You could probably read it in a day (if you're not busy) and, when you've finished, its a bit like waking from a dream.

One I'm still looking for is Malpertuis by Jean Ray. Got my eye on one on a certain auction site but watching before I bid.

posted on Jun, 16 2017 @ 08:22 AM
Thank you for all the wonderful suggestions. This is more than enough to keep me busy for the summer!

I used to be a voracious reader. I would try to read one book a week with a yearly target of 50 books. But life happens and i am lucky to read 2 or 3 a year. Now that I am home full time, I need to change that.

I have been collecting books for future reading upon retirement. I have two large bookcases filled with unread books.
I also have a massive ebook library, but I find tangible books much easier to read.

My books cover a variety of subjects. Mostly nonfiction.
I do have a few favorite fiction authors that I really enjoy and would recommend.

Tim Dorsey has a series involving a lovable serial killer and his stoner sidekick. It's morbid, but hilarious at the same time. "Triggerfish Twist", "Nuclear Jellyfish" and "Florida Roadkill" are a few. I think he is up to 20 books in the series now.

Christopher Moore is another one I love. Gems like "Practical Demonkeeping" and "Lamb (The gospel according to Biff, Christ's childhood pal)" are two standouts of his catalog. Oh, "Island of the Sequined Love Nun" is a good one as well.

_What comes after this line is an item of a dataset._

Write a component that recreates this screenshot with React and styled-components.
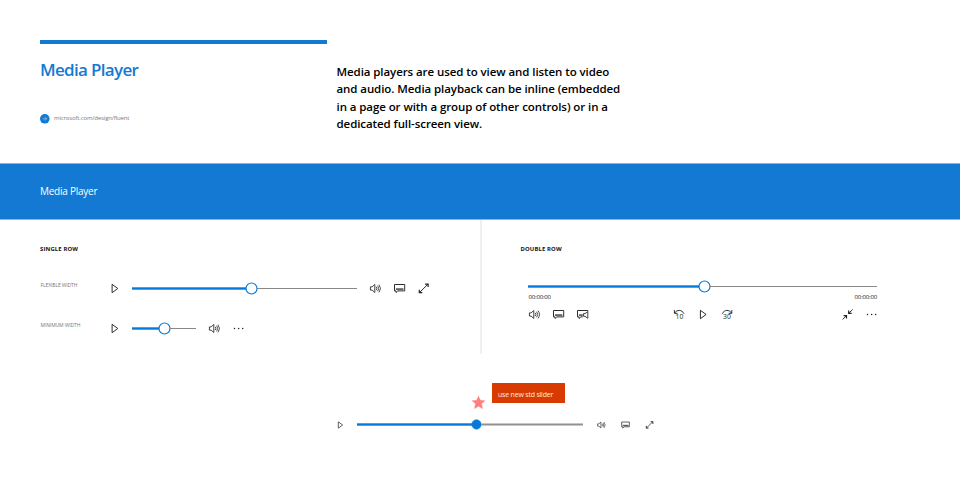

I have also read and enjoyed a few Tom Robbins novels. My favorite of his is "Fierce Invalids Home From Hot Climates"

As you might see, when it comes to fiction, i prefer humor.

Sorry for the rambling.

posted on Jun, 17 2017 @ 04:58 AM
a reply to: abago71

Theres tons of humour in The Third Policeman.
Very quirky humour.
Flann O'Brien is one of my favourite writers and I barely read fiction anymore.
Another one of his best is At Swim Two Birds which is utterly confusing and very very hard to keep track of, even after several readings.
I'd recommend all his books (and collections of newspaper columns) but I'd really start with The Third Policeman.
Anyone who starts with At Swim Two Birds runs the risk of putting themselves off him for life.
Best to ease yourself into his world slowly.